Hukuman yang diterapkan pada eksperimen ini adalah sengatan listrik yang bervariasi mulai dari yang berkekuatan rendah, sedang, sampai pada yang berkekuatan tinggi. Pada partisipan eksperimen dijelaskan bahwa sengatan listrik itu tidak berbahaya, sekedar menyakiti. Sang Guru adalah yang akan memimpin proses menghapal serangkaian kata-kata kemudian menguji ingatan muridnya. Dalam ujian yang dilakukan secara lisan tersebut Guru langsung mencek kebenaran jawaban Murid. Ketika Murid menjawab salah maka Guru akan memencet tombol untuk menghukum murid dengan sengatan listrik. Semakin banyak salah, murid akan mendapat hukuman semakin berat.

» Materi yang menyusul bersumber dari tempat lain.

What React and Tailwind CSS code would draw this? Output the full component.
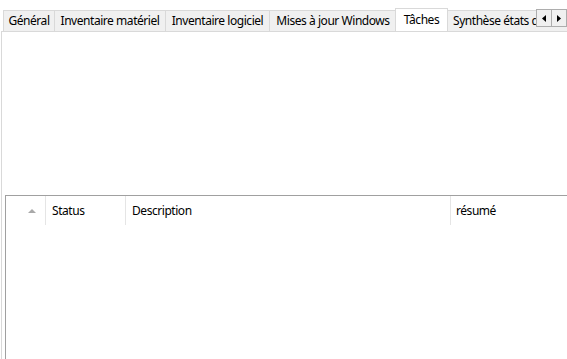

Ketika eksperimen berlangsung, setiap kali Murid dihukum, ia menjerit kesakitan. Sang Guru jadi ragu untuk melanjutkan eksperimen tetapi oleh peneliti diminta untuk tidak usah mempedulikan keluhan sang Murid, karena ia sudah teken kontrak untuk berpartisipasi dalam eksperimen tersebut. Dan Guru pun terus melanjutkan eksperimen tersebut walaupun Murid sudah menjerit-jerit kesakitan. Eksperimen ini dilakukan berkali-kali dengan partisipan mulai dari tukang sapu sampai CEO dari perusahaan, dan hasilnya tetap konsisten. Manusia akan taat kepada perintah otoritas yang dia akui apapun resikonya, karena ia merasa yang bertanggung jawab bukan dia tetapi yang memerintah. Mereka tidak sadar bahwa kepribadiannya telah terkorupsi oleh kekuasaan orang lain.
Lalu apakah kekuasaan itu haram? Bukan berarti demikian. Rasulullah ﷺ meramalkan kondisi umat Islam masa kini, “Kalian akan menginginkan kekuasaan, yaitu sesuatu yang akan disesali di hari kebangkitan”. Esensi dari pesan Rasulullah ﷺ tersebut adalah jangan pernah menginginkan kekuasaan, apalagi merebutnya, atau mempertahankannya. Kekuasaan adalah amanah yang akan datang dan itu adalah ujian yang tidak ringan. Penguasa yang adil adalah seorang yang takut ketika diberi amanah kekuasaan, seorang yang menggigil dan berkeringat dingin ketika diamanahi tanggung jawab, bukan orang yang merayakan kemenangannya atas kekuasaan. Oleh karena itu penguasa yang adil akan dijamin masuk surga, karena ia telah lolos dari ujian kekuasaan dan berhasil menjaga diri dari korupsi yang dilakukan oleh kekuasaan terhadap dirinya. Ketika seseorang menginginkan kekuasaan maka dia tidak dapat diharapkan untuk menjadi penguasa yang adil.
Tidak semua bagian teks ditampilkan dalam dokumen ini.